A still from Tala Madani's “Sex Ed by God” (2017), currently showing at the Whitney Biennial. Courtesy the Artist / Pilar Corrias Gallery / David Kordansky Gallery and The New Yorker. |
Recently, the Iranian-American artist Tala Madani was sitting in her studio in Los Angeles, tweaking a video in progress. It featured a young girl wearing a bow in her hair and a yellow-gold cardigan, her legs akimbo in a pose that conjured Courbet’s “The Origin of the World.” The animated film imagines a sex-education class taught by God. Madani had recently been watching nineteen-seventies sex-education films from Scandinavia and Britain on YouTube, and was struck by the way they were typically narrated “from both perspectives, male and female.” In her own film, a pair of men—one thin and boyish, the other tall and pear-shaped—gaze at a projection of the young woman, while the narrator, represented by a pair of disembodied pink lips, wheezily delivers the wisdom of the ages: “Be present. Find the clit and never let it go.” As the scene unfolds, the girl reaches out of the projector screen, takes hold of the male figures, draws them in, and makes them disappear between her legs. “I guess I was really interested in exploring female pleasure,” Madani told me. “I wanted to play with the idea of passivity. She’s not passive anymore.”

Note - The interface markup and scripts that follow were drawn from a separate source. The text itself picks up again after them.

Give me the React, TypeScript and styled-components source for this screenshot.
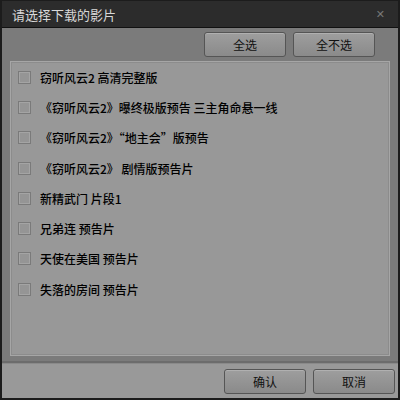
import React, { useState } from 'react';
import styled, { createGlobalStyle } from 'styled-components';

const GlobalStyle = createGlobalStyle`
  html, body {
    margin: 0;
    padding: 0;
    background: #1e1e1e;
  }
  body {
    font-family: "Noto Sans CJK SC", "Liberation Sans", sans-serif;
  }
`;

const films = [
  '窃听风云2 高清完整版',
  '《窃听风云2》曝终极版预告 三主角命悬一线',
  '《窃听风云2》“地主会”版预告',
  '《窃听风云2》 剧情版预告片',
  '新精武门 片段1',
  '兄弟连 预告片',
  '天使在美国 预告片',
  '失落的房间 预告片',
];

export default function App() {
  const [checked, setChecked] = useState<boolean[]>(films.map(() => false));

  const toggle = (i: number) =>
    setChecked((prev) => prev.map((v, j) => (j === i ? !v : v)));

  return (
    <>
      <GlobalStyle />
      <Dialog>
        <TitleBar>
          <Title>请选择下载的影片</Title>
          <Close>✕</Close>
        </TitleBar>
        <Body>
          <Toolbar>
            <Button onClick={() => setChecked(films.map(() => true))}>全选</Button>
            <Button onClick={() => setChecked(films.map(() => false))}>全不选</Button>
          </Toolbar>
          <ListPanel>
            {films.map((name, i) => (
              <Row key={name} onClick={() => toggle(i)}>
                <Box $on={checked[i]} />
                <Label>{name}</Label>
              </Row>
            ))}
          </ListPanel>
        </Body>
        <Footer>
          <Button>确认</Button>
          <Button>取消</Button>
        </Footer>
      </Dialog>
    </>
  );
}

const Dialog = styled.div`
  width: 400px;
  height: 400px;
  box-sizing: border-box;
  border: 2px solid #1c1c1c;
  border-top: 1px solid #1c1c1c;
  display: flex;
  flex-direction: column;
  background: #7a7a7a;
`;

const TitleBar = styled.div`
  height: 26px;
  display: flex;
  align-items: center;
  justify-content: space-between;
  padding: 0 13px 0 10px;
  background: #2c2c2c;
  border-bottom: 1px solid #111;
`;

const Title = styled.span`
  color: #d8d8d8;
  font-size: 13px;
`;

const Close = styled.span`
  color: #777;
  font-size: 11px;
  font-weight: bold;
  font-family: "DejaVu Sans", sans-serif;
`;

const Body = styled.div`
  flex: 1;
  display: flex;
  flex-direction: column;
  padding: 4px 8px 5px 8px;
  background: #7b7b7b;
  border-bottom: 2px solid #6c6c6c;
`;

const Toolbar = styled.div`
  display: flex;
  justify-content: flex-end;
  gap: 7px;
  padding-right: 15px;
  margin-bottom: 4px;
`;

const Button = styled.button`
  width: 82px;
  height: 25px;
  box-sizing: border-box;
  border: 1px solid #555;
  border-radius: 3px;
  background: linear-gradient(#9e9e9e, #8a8a8a);
  box-shadow: inset 0 1px 0 #b0b0b0;
  color: #111;
  font-family: "Noto Sans CJK SC", "Liberation Sans", sans-serif;
  font-size: 12px;
  padding: 0;
  cursor: pointer;
`;

const ListPanel = styled.div`
  flex: 1;
  background: #989898;
  border: 1px solid #a6a6a6;
  box-shadow: inset 0 0 0 1px #8c8c8c;
  padding: 0;
`;

const Row = styled.div`
  height: 30.3px;
  display: flex;
  align-items: center;
  padding-left: 7px;
  cursor: pointer;
`;

const Box = styled.span<{ $on: boolean }>`
  width: 13px;
  height: 13px;
  box-sizing: border-box;
  border: 1px solid #7a7a7a;
  background: ${(p) => (p.$on ? '#606060' : '#959595')};
  box-shadow: inset 0 0 0 1px #a4a4a4;
  margin-right: 9px;
  flex-shrink: 0;
`;

const Label = styled.span`
  color: #000;
  font-size: 12px;
  font-weight: 500;
`;

const Footer = styled.div`
  height: 34px;
  display: flex;
  align-items: center;
  justify-content: flex-end;
  gap: 7px;
  padding-right: 3px;
  background: #999;
  border-top: 1px solid #8a8a8a;
`;
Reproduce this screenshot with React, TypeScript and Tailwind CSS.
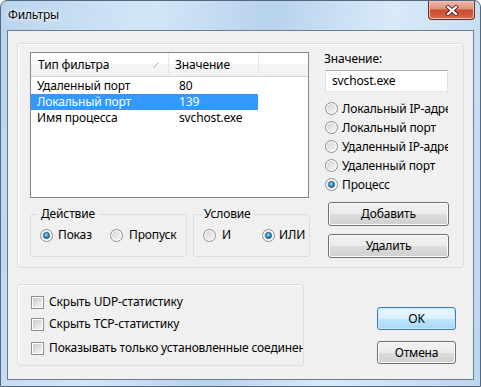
import React from 'react';

const font = { fontFamily: '"Noto Sans", "Open Sans", sans-serif' };

const Radio = ({ checked }: { checked?: boolean }) => (
  <span className="flex h-[13px] w-[13px] shrink-0 items-center justify-center rounded-full border border-[#8e8f8f] bg-[linear-gradient(135deg,#d4d4d4,#f6f6f6)] shadow-[inset_0_0_0_1px_#ffffff]">
    {checked && (
      <span className="h-[7px] w-[7px] rounded-full border border-[#1d5281] bg-[radial-gradient(circle_at_40%_35%,#9fe0ff_0%,#2a8ad0_55%,#0d4a86_100%)]" />
    )}
  </span>
);

const Check = () => (
  <span className="flex h-[13px] w-[13px] shrink-0 items-center justify-center border border-[#8e8f8f] bg-white">
    <span className="h-[9px] w-[9px] bg-[linear-gradient(135deg,#cbcbcb,#f4f4f4)]" />
  </span>
);

const Button = ({ label, primary, className }: { label: string; primary?: boolean; className: string }) => (
  <div
    className={`flex items-center justify-center rounded-[3px] border text-[12px] text-black ${
      primary
        ? 'border-[#3c7fb1] bg-[linear-gradient(#eaf6fd_0%,#d9f0fc_50%,#bee6fd_50%,#a7d9f5_100%)] shadow-[inset_0_0_0_1px_#c6e8fa]'
        : 'border-[#707070] bg-[linear-gradient(#f2f2f2_0%,#ebebeb_50%,#dddddd_50%,#cfcfcf_100%)] shadow-[inset_0_0_0_1px_#fcfcfc]'
    } ${className}`}
  >
    {label}
  </div>
);

const rows = [
  { type: 'Удаленный порт', value: '80' },
  { type: 'Локальный порт', value: '139', selected: true },
  { type: 'Имя процесса', value: 'svchost.exe' },
];

const radios = ['Локальный IP-адрес', 'Локальный порт', 'Удаленный IP-адрес', 'Удаленный порт', 'Процесс'];

export default function App() {
  return (
    <div
      style={font}
      className="flex h-[387px] w-[481px] flex-col overflow-hidden rounded-t-[7px] border border-[#55687d] bg-[linear-gradient(100deg,#b9d4ee_0%,#d3e6f7_28%,#b7d2ed_50%,#d9eaf8_72%,#bcd6ef_100%)] text-[12px] leading-[16px] tracking-[-0.15px] text-black"
    >
      {/* title bar */}
      <div className="flex h-[29px] shrink-0 items-start">
        <div className="ml-[7px] mt-[6px] text-[12px] [text-shadow:0_0_6px_#ffffff,0_0_3px_#ffffff]">Фильтры</div>
        <div className="ml-auto mr-[5px] flex h-[19px] w-[47px] items-center justify-center rounded-b-[4px] border border-t-0 border-[#6b2a20] bg-[linear-gradient(#edb9aa_0%,#e09079_45%,#c94a2c_50%,#d66a4c_100%)] shadow-[inset_0_0_0_1px_#f3c3b5]">
          <svg width="14" height="11" viewBox="0 0 14 11">
            <path d="M3 2 L11 9 M11 2 L3 9" stroke="#5a2a22" strokeWidth="4" strokeLinecap="square" />
            <path d="M3 2 L11 9 M11 2 L3 9" stroke="#ffffff" strokeWidth="2.2" strokeLinecap="square" />
          </svg>
        </div>
      </div>

      {/* client area */}
      <div className="ml-[6px] flex h-[350px] w-[467px] flex-col border border-[#6b7c8f] bg-[#f0f0f0]">
        {/* top panel */}
        <div className="ml-[9px] mt-[12px] flex h-[225px] w-[447px] rounded-[3px] border border-[#d5dfe5] pl-[12px] pt-[8px] shadow-[inset_1px_1px_0_#ffffff]">
          <div className="flex w-[280px] flex-col">
            <div className="h-[146px] w-[279px] border border-[#828790] bg-white">
              <div className="flex h-[24px] border-b border-[#d5d5d5] bg-[linear-gradient(#ffffff_0%,#ffffff_50%,#f4f5f7_50%,#f1f2f4_100%)]">
                <div className="flex w-[138px] items-center border-r border-[#e5e5e5] pl-[7px]">
                  Тип фильтра
                  <svg className="ml-auto mr-[9px]" width="6" height="6" viewBox="0 0 6 6">
                    <path d="M0.5 5.5 L5.5 0.5" stroke="#9ea3ab" strokeWidth="1" />
                  </svg>
                </div>
                <div className="flex w-[90px] items-center border-r border-[#e5e5e5] pl-[6px]">Значение</div>
              </div>
              <div className="pt-[1px]">
                {rows.map((r) => (
                  <div
                    key={r.type}
                    className={`flex h-[16px] w-[227px] items-center ${r.selected ? 'bg-[#3399ff] text-white' : ''}`}
                  >
                    <span className="w-[138px] pl-[6px]">{r.type}</span>
                    <span className="pl-[10px]">{r.value}</span>
                  </div>
                ))}
              </div>
            </div>

            <div className="mt-[8px] flex gap-[6px]">
              <fieldset className="h-[51px] w-[157px] rounded-[3px] border border-[#d5dfe5]">
                <legend className="ml-[7px] px-[3px] leading-[16px]">Действие</legend>
                <div className="flex items-center pl-[9px] pt-[5px]">
                  <div className="flex w-[70px] items-center gap-[5px]">
                    <Radio checked />
                    Показ
                  </div>
                  <div className="flex items-center gap-[6px]">
                    <Radio />
                    Пропуск
                  </div>
                </div>
              </fieldset>
              <fieldset className="h-[51px] w-[117px] rounded-[3px] border border-[#d5dfe5]">
                <legend className="ml-[7px] px-[3px] leading-[16px]">Условие</legend>
                <div className="flex items-center pl-[9px] pt-[5px]">
                  <div className="flex w-[59px] items-center gap-[6px]">
                    <Radio />
                    И
                  </div>
                  <div className="flex items-center gap-[4px]">
                    <Radio checked />
                    ИЛИ
                  </div>
                </div>
              </fieldset>
            </div>
          </div>

          <div className="ml-[14px] flex w-[126px] flex-col">
            <div className="leading-[14px]">Значение:</div>
            <div className="ml-[1px] mt-[4px] flex h-[22px] w-[123px] items-center border border-[#abadb3] border-x-[#dbdfe6] border-b-[#e3e9ef] bg-white pl-[6px]">
              svchost.exe
            </div>
            <div className="mt-[7px] flex flex-col">
              {radios.map((r) => (
                <div key={r} className="ml-[1px] flex h-[19px] w-[123px] items-center gap-[4px] overflow-hidden whitespace-nowrap">
                  <Radio checked={r === 'Процесс'} />
                  {r}
                </div>
              ))}
            </div>
            <Button label="Добавить" className="ml-[4px] mt-[8px] h-[24px] w-[121px]" />
            <Button label="Удалить" className="ml-[4px] mt-[8px] h-[24px] w-[121px]" />
          </div>
        </div>

        {/* bottom row */}
        <div className="mt-[16px] flex">
          <div className="ml-[9px] flex h-[82px] w-[287px] flex-col overflow-hidden rounded-[3px] border border-[#d5dfe5] pl-[13px] pt-[9px] shadow-[inset_1px_1px_0_#ffffff]">
            <div className="flex h-[16px] items-center gap-[5px] whitespace-nowrap">
              <Check />
              Скрыть UDP-статистику
            </div>
            <div className="mt-[6px] flex h-[16px] items-center gap-[5px] whitespace-nowrap">
              <Check />
              Скрыть TCP-статистику
            </div>
            <div className="mt-[8px] flex h-[16px] items-center gap-[5px] whitespace-nowrap">
              <Check />
              Показывать только установленные соединения
            </div>
          </div>
          <div className="ml-[73px] flex flex-col">
            <Button label="OK" primary className="mt-[23px] h-[23px] w-[79px]" />
            <Button label="Отмена" className="mt-[11px] h-[23px] w-[79px]" />
          </div>
        </div>
      </div>
    </div>
  );
}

Like her paintings, Madani is alternately droll and punishingly serious. The first time I saw her work, seven years ago, in London, I was struck by a painting of a gaggle of men kneeling on all fours. It was impossible to say whether they were engaged in prayer or in sexual submission. Large parachutes hung limply around their bodies. The men’s noses were spewing blood. And yet, somehow, this grotesque group portrait had a sweetness to it as well.
In February, following President Trump’s executive order denying the citizens of seven Muslim-majority countries entry into the United States, the Museum of Modern Art exhibited eight works by artists from those countries in its fifth-floor galleries. Among the works on display was a Madani video, from 2007, entitled “Chit Chat.” In the video, which can be seen on YouTube, two men engage in banter that is by turns friendly, argumentative, and literally bilious. It is, like the best of her work, at once charming, thoughtful, and kind of disgusting.
Critics are wont to consider Madani’s work through the prism of her Iranian background. Madani is not fond of this maneuver. Her work has more in common with the giddy grotesqueries of the Los Angeles artist Paul McCarthy or with Philip Guston’s lumpy, comical forms than it does with Islamic calligraphy or Persian miniature painting. And yet, she admitted, “I probably wouldn’t have become a painter if I hadn’t been the product of emigration.” Her canvases can be viewed as theatres of cultural encounter, where references from the history of art meld with figures drawn from the Japanese anime that she loves to watch or from the Ladybird children’s books that served as her introduction to the English language.